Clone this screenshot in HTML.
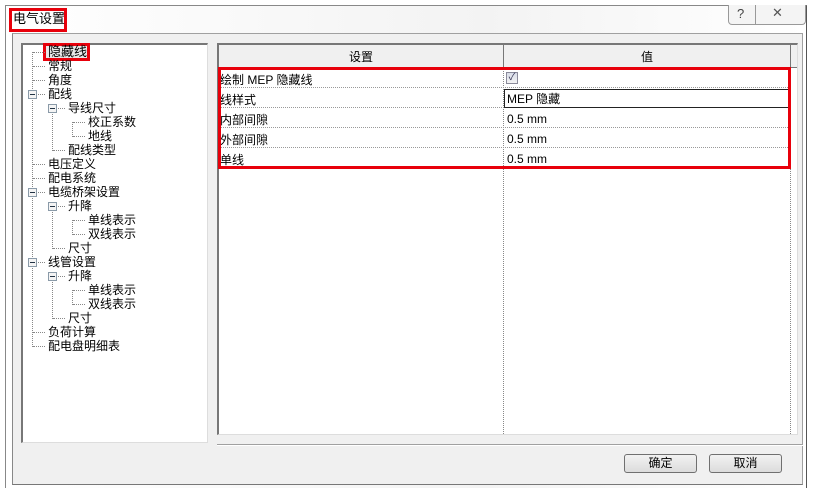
<!DOCTYPE html>
<html><head><meta charset="utf-8"><style>
*{margin:0;padding:0;box-sizing:border-box}
body{width:814px;height:495px;background:#fff;position:relative;overflow:hidden;font-family:"Liberation Sans","Noto Sans CJK SC",sans-serif;font-size:12px;color:#000}
.a{position:absolute}
.t{position:absolute;white-space:nowrap;line-height:14px;font-size:12px}
.dv{position:absolute;border-left:1px dotted #888}
.dh{position:absolute;border-top:1px dotted #888;height:0}
.pm{position:absolute;width:9px;height:9px;border:1px solid #8a9aa8;background:#f4f4f4}
.pm:after{content:"";position:absolute;left:1px;top:3px;width:5px;height:1px;background:#234}
.row{position:absolute;left:219px;width:571px;height:20px;border-bottom:1px dotted #999}
.row span{position:absolute;top:3px;font-size:12px;white-space:nowrap}
.btn{position:absolute;height:19px;border:1px solid #707070;border-radius:3px;background:linear-gradient(#f2f2f2,#dcdcdc);text-align:center;line-height:17px;font-size:12px}
</style></head><body>
<div class="a" style="left:5px;top:5px;width:802px;height:483px;border:1px solid #888;border-right-color:#555;border-bottom:none;background:linear-gradient(90deg,#fff,#f3f3f3 60%,#fff)"></div>
<div class="a" style="left:9px;top:8px;width:58px;height:24px;border:3px solid #e8000b"></div>
<div class="t" style="left:13px;top:12px;font-size:13px">电气设置</div>
<div class="a" style="left:728px;top:5px;width:78px;height:20px;border:1px solid #999;border-top:none;border-radius:0 0 4px 4px;background:#f4f4f4"></div>
<div class="a" style="left:755px;top:5px;width:1px;height:20px;background:#999"></div>
<div class="t" style="left:737px;top:7px;font-size:13px;color:#444">?</div>
<div class="t" style="left:772px;top:6px;font-size:13px;color:#555">✕</div>
<div class="a" style="left:12px;top:33px;width:791px;height:452px;background:#f0f0f0;border:1px solid #a0a0a0;border-left-color:#888;border-bottom-color:#777"></div>
<!-- tree -->
<div class="a" style="left:21px;top:43px;width:187px;height:400px;background:#fff;border:1px solid #ddd;border-left:2px solid #777;border-top:2px solid #777"></div>
<div class="a" style="left:43px;top:43px;width:47px;height:18px;border:3px solid #e8000b;background:#e8e8e8"></div>
<div class="dv" style="left:32px;top:52px;height:295px"></div>
<div class="dv" style="left:52px;top:108px;height:43px"></div>
<div class="dv" style="left:72px;top:122px;height:15px"></div>
<div class="dv" style="left:52px;top:206px;height:43px"></div>
<div class="dv" style="left:72px;top:220px;height:15px"></div>
<div class="dv" style="left:52px;top:276px;height:43px"></div>
<div class="dv" style="left:72px;top:290px;height:15px"></div>
<div class="dh" style="left:33px;top:52px;width:12px"></div>
<div class="dh" style="left:33px;top:66px;width:12px"></div>
<div class="dh" style="left:33px;top:80px;width:12px"></div>
<div class="dh" style="left:33px;top:94px;width:12px"></div>
<div class="dh" style="left:53px;top:108px;width:12px"></div>
<div class="dh" style="left:73px;top:122px;width:12px"></div>
<div class="dh" style="left:73px;top:136px;width:12px"></div>
<div class="dh" style="left:53px;top:150px;width:12px"></div>
<div class="dh" style="left:33px;top:164px;width:12px"></div>
<div class="dh" style="left:33px;top:178px;width:12px"></div>
<div class="dh" style="left:33px;top:192px;width:12px"></div>
<div class="dh" style="left:53px;top:206px;width:12px"></div>
<div class="dh" style="left:73px;top:220px;width:12px"></div>
<div class="dh" style="left:73px;top:234px;width:12px"></div>
<div class="dh" style="left:53px;top:248px;width:12px"></div>
<div class="dh" style="left:33px;top:262px;width:12px"></div>
<div class="dh" style="left:53px;top:276px;width:12px"></div>
<div class="dh" style="left:73px;top:290px;width:12px"></div>
<div class="dh" style="left:73px;top:304px;width:12px"></div>
<div class="dh" style="left:53px;top:318px;width:12px"></div>
<div class="dh" style="left:33px;top:332px;width:12px"></div>
<div class="dh" style="left:33px;top:346px;width:12px"></div>
<div class="pm" style="left:28px;top:90px"></div>
<div class="pm" style="left:48px;top:104px"></div>
<div class="pm" style="left:28px;top:188px"></div>
<div class="pm" style="left:48px;top:202px"></div>
<div class="pm" style="left:28px;top:258px"></div>
<div class="pm" style="left:48px;top:272px"></div>
<div class="t" style="left:48px;top:45px;font-size:13px">隐藏线</div>
<div class="t" style="left:48px;top:59px">常规</div>
<div class="t" style="left:48px;top:73px">角度</div>
<div class="t" style="left:48px;top:87px">配线</div>
<div class="t" style="left:68px;top:101px">导线尺寸</div>
<div class="t" style="left:88px;top:115px">校正系数</div>
<div class="t" style="left:88px;top:129px">地线</div>
<div class="t" style="left:68px;top:143px">配线类型</div>
<div class="t" style="left:48px;top:157px">电压定义</div>
<div class="t" style="left:48px;top:171px">配电系统</div>
<div class="t" style="left:48px;top:185px">电缆桥架设置</div>
<div class="t" style="left:68px;top:199px">升降</div>
<div class="t" style="left:88px;top:213px">单线表示</div>
<div class="t" style="left:88px;top:227px">双线表示</div>
<div class="t" style="left:68px;top:241px">尺寸</div>
<div class="t" style="left:48px;top:255px">线管设置</div>
<div class="t" style="left:68px;top:269px">升降</div>
<div class="t" style="left:88px;top:283px">单线表示</div>
<div class="t" style="left:88px;top:297px">双线表示</div>
<div class="t" style="left:68px;top:311px">尺寸</div>
<div class="t" style="left:48px;top:325px">负荷计算</div>
<div class="t" style="left:48px;top:339px">配电盘明细表</div>
<!-- grid -->
<div class="a" style="left:217px;top:43px;width:581px;height:392px;background:#fff;border:2px solid #777;border-right:1px solid #ddd;border-bottom:1px solid #ddd"></div>
<div class="a" style="left:219px;top:45px;width:578px;height:23px;background:#f0f0f0;border-bottom:1px solid #777"></div>
<div class="a" style="left:503px;top:45px;width:1px;height:23px;background:#777"></div>
<div class="a" style="left:790px;top:45px;width:1px;height:23px;background:#777"></div>
<div class="t" style="left:349px;top:50px">设置</div>
<div class="t" style="left:641px;top:50px">值</div>
<div class="dv" style="left:503px;top:68px;height:366px"></div>
<div class="dv" style="left:790px;top:68px;height:366px"></div>
<div class="row" style="top:68px"><span style="left:1px">绘制 MEP 隐藏线</span></div>
<div class="row" style="top:88px"><span style="left:1px">线样式</span></div>
<div class="row" style="top:108px"><span style="left:1px">内部间隙</span></div>
<div class="row" style="top:128px"><span style="left:1px">外部间隙</span></div>
<div class="row" style="top:148px"><span style="left:1px">单线</span></div>
<div class="a" style="left:506px;top:72px;width:12px;height:12px;border:1px solid #8a8a9a;background:linear-gradient(#d8dce8,#f4f4f4);color:#335;font-size:10px;line-height:10px;text-align:center">✓</div>
<div class="a" style="left:504px;top:89px;width:286px;height:19px;border:1px solid #222;background:#fff"></div>
<div class="t" style="left:507px;top:92px">MEP 隐藏</div>
<div class="t" style="left:507px;top:112px">0.5 mm</div>
<div class="t" style="left:507px;top:132px">0.5 mm</div>
<div class="t" style="left:507px;top:152px">0.5 mm</div>
<div class="a" style="left:218px;top:67px;width:573px;height:102px;border:3px solid #e8000b"></div>
<div class="a" style="left:217px;top:444px;width:586px;height:1px;background:#a0a0a0"></div>
<div class="a" style="left:217px;top:445px;width:586px;height:1px;background:#fff"></div>
<div class="btn" style="left:624px;top:454px;width:73px">确定</div>
<div class="btn" style="left:709px;top:454px;width:73px">取消</div>
</body></html>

* [What you are asked to do]
Make an exact copy of the data, leaving its pictures out.

* [Solution to the problem]
Clone this screenshot in HTML.
<!DOCTYPE html>
<html><head><meta charset="utf-8"><style>
*{margin:0;padding:0;box-sizing:border-box}
body{width:814px;height:495px;background:#fff;position:relative;overflow:hidden;font-family:"Liberation Sans","Noto Sans CJK SC",sans-serif;font-size:12px;color:#000}
.a{position:absolute}
.t{position:absolute;white-space:nowrap;line-height:14px;font-size:12px}
.dv{position:absolute;border-left:1px dotted #888}
.dh{position:absolute;border-top:1px dotted #888;height:0}
.pm{position:absolute;width:9px;height:9px;border:1px solid #8a9aa8;background:#f4f4f4}
.pm:after{content:"";position:absolute;left:1px;top:3px;width:5px;height:1px;background:#234}
.row{position:absolute;left:219px;width:571px;height:20px;border-bottom:1px dotted #999}
.row span{position:absolute;top:3px;font-size:12px;white-space:nowrap}
.btn{position:absolute;height:19px;border:1px solid #707070;border-radius:3px;background:linear-gradient(#f2f2f2,#dcdcdc);text-align:center;line-height:17px;font-size:12px}
</style></head><body>
<div class="a" style="left:5px;top:5px;width:802px;height:483px;border:1px solid #888;border-right-color:#555;border-bottom:none;background:linear-gradient(90deg,#fff,#f3f3f3 60%,#fff)"></div>
<div class="a" style="left:9px;top:8px;width:58px;height:24px;border:3px solid #e8000b"></div>
<div class="t" style="left:13px;top:12px;font-size:13px">电气设置</div>
<div class="a" style="left:728px;top:5px;width:78px;height:20px;border:1px solid #999;border-top:none;border-radius:0 0 4px 4px;background:#f4f4f4"></div>
<div class="a" style="left:755px;top:5px;width:1px;height:20px;background:#999"></div>
<div class="t" style="left:737px;top:7px;font-size:13px;color:#444">?</div>
<div class="t" style="left:772px;top:6px;font-size:13px;color:#555">✕</div>
<div class="a" style="left:12px;top:33px;width:791px;height:452px;background:#f0f0f0;border:1px solid #a0a0a0;border-left-color:#888;border-bottom-color:#777"></div>
<!-- tree -->
<div class="a" style="left:21px;top:43px;width:187px;height:400px;background:#fff;border:1px solid #ddd;border-left:2px solid #777;border-top:2px solid #777"></div>
<div class="a" style="left:43px;top:43px;width:47px;height:18px;border:3px solid #e8000b;background:#e8e8e8"></div>
<div class="dv" style="left:32px;top:52px;height:295px"></div>
<div class="dv" style="left:52px;top:108px;height:43px"></div>
<div class="dv" style="left:72px;top:122px;height:15px"></div>
<div class="dv" style="left:52px;top:206px;height:43px"></div>
<div class="dv" style="left:72px;top:220px;height:15px"></div>
<div class="dv" style="left:52px;top:276px;height:43px"></div>
<div class="dv" style="left:72px;top:290px;height:15px"></div>
<div class="dh" style="left:33px;top:52px;width:12px"></div>
<div class="dh" style="left:33px;top:66px;width:12px"></div>
<div class="dh" style="left:33px;top:80px;width:12px"></div>
<div class="dh" style="left:33px;top:94px;width:12px"></div>
<div class="dh" style="left:53px;top:108px;width:12px"></div>
<div class="dh" style="left:73px;top:122px;width:12px"></div>
<div class="dh" style="left:73px;top:136px;width:12px"></div>
<div class="dh" style="left:53px;top:150px;width:12px"></div>
<div class="dh" style="left:33px;top:164px;width:12px"></div>
<div class="dh" style="left:33px;top:178px;width:12px"></div>
<div class="dh" style="left:33px;top:192px;width:12px"></div>
<div class="dh" style="left:53px;top:206px;width:12px"></div>
<div class="dh" style="left:73px;top:220px;width:12px"></div>
<div class="dh" style="left:73px;top:234px;width:12px"></div>
<div class="dh" style="left:53px;top:248px;width:12px"></div>
<div class="dh" style="left:33px;top:262px;width:12px"></div>
<div class="dh" style="left:53px;top:276px;width:12px"></div>
<div class="dh" style="left:73px;top:290px;width:12px"></div>
<div class="dh" style="left:73px;top:304px;width:12px"></div>
<div class="dh" style="left:53px;top:318px;width:12px"></div>
<div class="dh" style="left:33px;top:332px;width:12px"></div>
<div class="dh" style="left:33px;top:346px;width:12px"></div>
<div class="pm" style="left:28px;top:90px"></div>
<div class="pm" style="left:48px;top:104px"></div>
<div class="pm" style="left:28px;top:188px"></div>
<div class="pm" style="left:48px;top:202px"></div>
<div class="pm" style="left:28px;top:258px"></div>
<div class="pm" style="left:48px;top:272px"></div>
<div class="t" style="left:48px;top:45px;font-size:13px">隐藏线</div>
<div class="t" style="left:48px;top:59px">常规</div>
<div class="t" style="left:48px;top:73px">角度</div>
<div class="t" style="left:48px;top:87px">配线</div>
<div class="t" style="left:68px;top:101px">导线尺寸</div>
<div class="t" style="left:88px;top:115px">校正系数</div>
<div class="t" style="left:88px;top:129px">地线</div>
<div class="t" style="left:68px;top:143px">配线类型</div>
<div class="t" style="left:48px;top:157px">电压定义</div>
<div class="t" style="left:48px;top:171px">配电系统</div>
<div class="t" style="left:48px;top:185px">电缆桥架设置</div>
<div class="t" style="left:68px;top:199px">升降</div>
<div class="t" style="left:88px;top:213px">单线表示</div>
<div class="t" style="left:88px;top:227px">双线表示</div>
<div class="t" style="left:68px;top:241px">尺寸</div>
<div class="t" style="left:48px;top:255px">线管设置</div>
<div class="t" style="left:68px;top:269px">升降</div>
<div class="t" style="left:88px;top:283px">单线表示</div>
<div class="t" style="left:88px;top:297px">双线表示</div>
<div class="t" style="left:68px;top:311px">尺寸</div>
<div class="t" style="left:48px;top:325px">负荷计算</div>
<div class="t" style="left:48px;top:339px">配电盘明细表</div>
<!-- grid -->
<div class="a" style="left:217px;top:43px;width:581px;height:392px;background:#fff;border:2px solid #777;border-right:1px solid #ddd;border-bottom:1px solid #ddd"></div>
<div class="a" style="left:219px;top:45px;width:578px;height:23px;background:#f0f0f0;border-bottom:1px solid #777"></div>
<div class="a" style="left:503px;top:45px;width:1px;height:23px;background:#777"></div>
<div class="a" style="left:790px;top:45px;width:1px;height:23px;background:#777"></div>
<div class="t" style="left:349px;top:50px">设置</div>
<div class="t" style="left:641px;top:50px">值</div>
<div class="dv" style="left:503px;top:68px;height:366px"></div>
<div class="dv" style="left:790px;top:68px;height:366px"></div>
<div class="row" style="top:68px"><span style="left:1px">绘制 MEP 隐藏线</span></div>
<div class="row" style="top:88px"><span style="left:1px">线样式</span></div>
<div class="row" style="top:108px"><span style="left:1px">内部间隙</span></div>
<div class="row" style="top:128px"><span style="left:1px">外部间隙</span></div>
<div class="row" style="top:148px"><span style="left:1px">单线</span></div>
<div class="a" style="left:506px;top:72px;width:12px;height:12px;border:1px solid #8a8a9a;background:linear-gradient(#d8dce8,#f4f4f4);color:#335;font-size:10px;line-height:10px;text-align:center">✓</div>
<div class="a" style="left:504px;top:89px;width:286px;height:19px;border:1px solid #222;background:#fff"></div>
<div class="t" style="left:507px;top:92px">MEP 隐藏</div>
<div class="t" style="left:507px;top:112px">0.5 mm</div>
<div class="t" style="left:507px;top:132px">0.5 mm</div>
<div class="t" style="left:507px;top:152px">0.5 mm</div>
<div class="a" style="left:218px;top:67px;width:573px;height:102px;border:3px solid #e8000b"></div>
<div class="a" style="left:217px;top:444px;width:586px;height:1px;background:#a0a0a0"></div>
<div class="a" style="left:217px;top:445px;width:586px;height:1px;background:#fff"></div>
<div class="btn" style="left:624px;top:454px;width:73px">确定</div>
<div class="btn" style="left:709px;top:454px;width:73px">取消</div>
</body></html>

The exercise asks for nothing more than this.